Bare carbon steel rusts fast in the Puget Sound's wet, salt-laden environment, so coating is rarely optional. The common protective systems are hot-dip galvanizing for structural and outdoor steel, zinc-rich primers and industrial paint systems for fabricated equipment, and powder coating for smaller or cosmetic parts. For marine immersion or splash-zone applications, the coating spec gets more demanding and may follow SSPC surface-prep standards. When you source locally, factor coating into both lead time and logistics. Many fabricators subcontract galvanizing or industrial coating to regional applicators, which adds a few days and a transport leg. Specify the surface preparation (for example, SSPC-SP6 commercial blast) and the coating system on your drawing, because a weldment that is beautifully fabricated but improperly prepped will fail at the coating, not the steel.

Frequently Asked Questions

A36 structural plate, bar, and shapes are the most universally stocked, available from every regional steel service center, and they cover the bulk of structural and heavy fabrication needs. For machined components, 1018 cold-rolled bar (for general parts and good surface finish) and 1045 (for higher strength shafts and pins) are readily available. When you need higher strength or better machinability with heat-treat response, 4140 and 4340 alloy steels are stocked by most service centers serving Seattle, though specific conditions like pre-hardened or annealed may carry a short lead time. A572 grade 50 HSLA plate and shapes are common for structural work where strength-to-weight matters. Because carbon steel is high-volume and low-cost, raw material is almost never the schedule constraint in the Puget Sound; welding, machining, and coating capacity drive lead time instead.

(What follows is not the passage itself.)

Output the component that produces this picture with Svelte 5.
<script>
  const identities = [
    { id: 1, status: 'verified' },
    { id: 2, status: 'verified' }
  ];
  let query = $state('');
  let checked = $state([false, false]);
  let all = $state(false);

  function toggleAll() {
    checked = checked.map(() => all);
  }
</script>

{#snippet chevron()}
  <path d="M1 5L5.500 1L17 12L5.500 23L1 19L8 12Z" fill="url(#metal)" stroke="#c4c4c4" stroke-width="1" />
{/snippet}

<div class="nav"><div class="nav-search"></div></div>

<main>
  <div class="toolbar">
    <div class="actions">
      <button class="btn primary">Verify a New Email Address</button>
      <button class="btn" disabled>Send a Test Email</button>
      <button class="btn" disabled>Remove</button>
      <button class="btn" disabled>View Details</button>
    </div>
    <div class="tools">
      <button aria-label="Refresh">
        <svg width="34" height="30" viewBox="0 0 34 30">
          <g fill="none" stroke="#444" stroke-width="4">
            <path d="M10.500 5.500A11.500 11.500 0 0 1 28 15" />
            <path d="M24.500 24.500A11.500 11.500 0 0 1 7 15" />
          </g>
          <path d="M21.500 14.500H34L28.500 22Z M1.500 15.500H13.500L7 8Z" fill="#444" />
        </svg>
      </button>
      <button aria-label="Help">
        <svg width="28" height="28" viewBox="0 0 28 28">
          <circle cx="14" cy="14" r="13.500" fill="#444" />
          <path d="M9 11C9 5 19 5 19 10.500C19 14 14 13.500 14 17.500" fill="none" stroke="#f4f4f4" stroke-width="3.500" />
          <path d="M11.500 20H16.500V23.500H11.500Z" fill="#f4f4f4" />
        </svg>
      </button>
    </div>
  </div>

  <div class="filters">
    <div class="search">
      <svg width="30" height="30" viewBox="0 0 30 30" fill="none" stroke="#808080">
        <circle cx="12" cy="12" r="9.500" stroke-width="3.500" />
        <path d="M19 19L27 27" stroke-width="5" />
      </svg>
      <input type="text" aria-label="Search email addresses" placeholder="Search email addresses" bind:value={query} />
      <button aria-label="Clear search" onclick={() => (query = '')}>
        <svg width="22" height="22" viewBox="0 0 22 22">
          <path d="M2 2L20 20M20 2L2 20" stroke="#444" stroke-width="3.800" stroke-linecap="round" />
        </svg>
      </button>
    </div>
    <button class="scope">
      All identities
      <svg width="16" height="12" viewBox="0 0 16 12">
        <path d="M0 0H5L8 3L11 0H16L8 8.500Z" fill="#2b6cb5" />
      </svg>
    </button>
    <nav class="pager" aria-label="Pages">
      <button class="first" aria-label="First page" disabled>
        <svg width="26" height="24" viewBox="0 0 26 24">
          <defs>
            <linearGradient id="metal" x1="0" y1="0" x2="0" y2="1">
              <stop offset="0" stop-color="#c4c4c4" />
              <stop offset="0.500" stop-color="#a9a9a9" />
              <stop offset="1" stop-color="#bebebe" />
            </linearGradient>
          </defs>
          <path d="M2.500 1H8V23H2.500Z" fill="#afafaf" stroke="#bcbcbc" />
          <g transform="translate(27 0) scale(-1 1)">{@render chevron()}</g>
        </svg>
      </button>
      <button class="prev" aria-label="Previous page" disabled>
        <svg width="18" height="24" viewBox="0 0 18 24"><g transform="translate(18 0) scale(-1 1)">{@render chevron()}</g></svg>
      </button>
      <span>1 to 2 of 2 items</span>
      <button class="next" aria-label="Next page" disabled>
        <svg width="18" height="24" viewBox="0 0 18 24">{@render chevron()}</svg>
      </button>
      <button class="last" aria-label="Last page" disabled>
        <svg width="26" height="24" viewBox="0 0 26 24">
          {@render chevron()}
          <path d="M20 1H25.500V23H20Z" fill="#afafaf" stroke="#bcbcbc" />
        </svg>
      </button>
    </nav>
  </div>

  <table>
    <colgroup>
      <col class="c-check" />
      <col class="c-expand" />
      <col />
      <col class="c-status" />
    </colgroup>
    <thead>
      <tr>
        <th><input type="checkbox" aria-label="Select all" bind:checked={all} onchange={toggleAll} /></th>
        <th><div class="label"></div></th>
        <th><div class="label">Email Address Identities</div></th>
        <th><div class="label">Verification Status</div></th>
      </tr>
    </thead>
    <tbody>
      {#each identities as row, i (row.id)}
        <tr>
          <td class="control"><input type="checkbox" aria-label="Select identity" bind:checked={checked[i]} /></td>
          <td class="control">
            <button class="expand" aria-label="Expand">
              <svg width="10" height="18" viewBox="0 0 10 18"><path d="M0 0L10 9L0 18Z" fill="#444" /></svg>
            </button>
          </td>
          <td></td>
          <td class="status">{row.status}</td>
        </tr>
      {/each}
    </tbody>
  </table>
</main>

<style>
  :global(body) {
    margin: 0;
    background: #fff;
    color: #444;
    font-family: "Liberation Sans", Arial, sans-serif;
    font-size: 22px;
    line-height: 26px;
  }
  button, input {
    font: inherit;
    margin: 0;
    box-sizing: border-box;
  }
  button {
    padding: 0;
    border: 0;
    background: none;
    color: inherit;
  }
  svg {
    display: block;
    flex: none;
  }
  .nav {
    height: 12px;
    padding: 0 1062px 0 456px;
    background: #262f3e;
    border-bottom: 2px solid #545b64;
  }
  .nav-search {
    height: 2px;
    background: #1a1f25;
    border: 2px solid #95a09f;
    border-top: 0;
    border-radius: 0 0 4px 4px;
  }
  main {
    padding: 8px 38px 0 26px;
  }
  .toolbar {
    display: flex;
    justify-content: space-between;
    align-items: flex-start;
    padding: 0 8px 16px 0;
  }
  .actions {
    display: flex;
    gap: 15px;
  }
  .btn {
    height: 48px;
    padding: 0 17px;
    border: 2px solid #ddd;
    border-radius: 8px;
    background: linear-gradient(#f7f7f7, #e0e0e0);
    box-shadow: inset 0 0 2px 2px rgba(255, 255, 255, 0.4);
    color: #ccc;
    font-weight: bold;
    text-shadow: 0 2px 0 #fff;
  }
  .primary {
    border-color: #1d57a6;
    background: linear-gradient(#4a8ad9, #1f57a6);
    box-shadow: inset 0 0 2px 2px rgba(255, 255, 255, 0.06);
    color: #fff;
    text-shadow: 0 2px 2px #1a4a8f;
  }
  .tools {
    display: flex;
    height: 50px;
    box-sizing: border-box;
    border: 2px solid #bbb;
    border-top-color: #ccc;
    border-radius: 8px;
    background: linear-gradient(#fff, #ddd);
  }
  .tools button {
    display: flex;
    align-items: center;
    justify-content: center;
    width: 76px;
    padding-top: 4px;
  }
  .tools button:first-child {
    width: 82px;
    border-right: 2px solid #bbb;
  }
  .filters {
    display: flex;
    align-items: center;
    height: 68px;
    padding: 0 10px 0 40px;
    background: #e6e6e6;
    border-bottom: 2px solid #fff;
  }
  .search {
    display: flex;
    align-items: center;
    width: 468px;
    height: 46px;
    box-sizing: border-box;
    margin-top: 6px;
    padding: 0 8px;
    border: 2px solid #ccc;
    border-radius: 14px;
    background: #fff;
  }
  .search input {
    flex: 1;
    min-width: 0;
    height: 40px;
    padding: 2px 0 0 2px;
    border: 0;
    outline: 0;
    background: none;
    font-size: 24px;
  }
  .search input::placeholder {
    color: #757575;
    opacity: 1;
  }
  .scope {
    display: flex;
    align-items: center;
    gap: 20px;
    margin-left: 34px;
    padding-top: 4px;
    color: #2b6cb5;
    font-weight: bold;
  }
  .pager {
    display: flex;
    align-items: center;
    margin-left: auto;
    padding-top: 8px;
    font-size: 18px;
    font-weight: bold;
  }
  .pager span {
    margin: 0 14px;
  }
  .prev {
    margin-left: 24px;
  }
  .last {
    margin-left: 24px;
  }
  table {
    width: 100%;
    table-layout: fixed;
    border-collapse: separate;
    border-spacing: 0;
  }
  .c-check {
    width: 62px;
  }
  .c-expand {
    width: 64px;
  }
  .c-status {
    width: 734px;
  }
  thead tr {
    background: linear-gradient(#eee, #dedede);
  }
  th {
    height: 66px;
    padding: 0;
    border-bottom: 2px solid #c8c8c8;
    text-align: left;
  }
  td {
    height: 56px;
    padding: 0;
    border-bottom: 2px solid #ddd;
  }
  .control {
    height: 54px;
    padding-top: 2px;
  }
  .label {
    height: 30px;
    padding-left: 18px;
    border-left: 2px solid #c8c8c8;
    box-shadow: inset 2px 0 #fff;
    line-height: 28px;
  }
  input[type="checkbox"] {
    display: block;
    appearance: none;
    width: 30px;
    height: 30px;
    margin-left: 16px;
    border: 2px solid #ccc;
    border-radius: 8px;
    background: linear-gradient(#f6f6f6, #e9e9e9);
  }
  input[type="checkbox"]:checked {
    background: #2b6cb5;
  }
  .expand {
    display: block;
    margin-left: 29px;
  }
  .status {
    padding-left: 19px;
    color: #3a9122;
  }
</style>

Start by asking which welding code governs your work, typically AWS D1.1 for structural steel, and request the shop's written welding procedure specifications (WPS) and the supporting procedure qualification records (PQR). Confirm that the welders assigned to your job are currently qualified to those procedures; certifications expire and must be maintained. For structural or public-works projects, ask whether the shop holds AISC certification or can work under third-party special inspection, which many jurisdictions require. For safety-critical or dynamically loaded weldments, specify non-destructive testing such as ultrasonic or magnetic-particle inspection and require the reports. Finally, ask how they control distortion and whether they preheat thicker or alloy-steel sections. A fabricator that answers these fluently and can produce current WPS/PQR paperwork is demonstrating real welding discipline rather than just owning welders.
It depends on the coating system and the part. For hot-dip galvanizing, the fabrication, including all welding and drilling, must be complete before dipping, because galvanizing coats the finished assembly and welding through galvanizing destroys both the weld and the coating while releasing hazardous fumes. The design must also accommodate galvanizing with proper vent and drain holes so the zinc flows and the part does not trap air or acid. For paint and powder-coat systems, coating is likewise applied after fabrication and after proper surface preparation such as an SSPC blast. The key principle in Seattle's corrosive marine climate is that surface prep determines coating life: a weldment with mill scale, weld spatter, or sharp edges left in place will see early coating failure regardless of paint quality. Specify both surface prep standard and coating system on the drawing.
Yes, and many do, because building airplanes requires enormous quantities of precision tooling, fixtures, jigs, and ground support equipment, most of it carbon and alloy steel rather than flight-grade aluminum or titanium. These parts often demand tight tolerances, documented traceability, and first-article inspection even though they never fly, and shops in the Boeing supply chain are accustomed to that discipline. Grades like 4140 pre-hardened and 1045 are common for tooling that must hold up under repeated use. If your tooling will hold flight hardware to position during assembly, expect the toolmaker to control dimensions tightly and provide inspection documentation tied to your drawing revision. When sourcing, distinguish clearly between heavy structural fabricators (who excel at large weldments) and precision toolmakers (who excel at tight-tolerance machined steel); few shops are equally strong at both, so match the supplier to the part.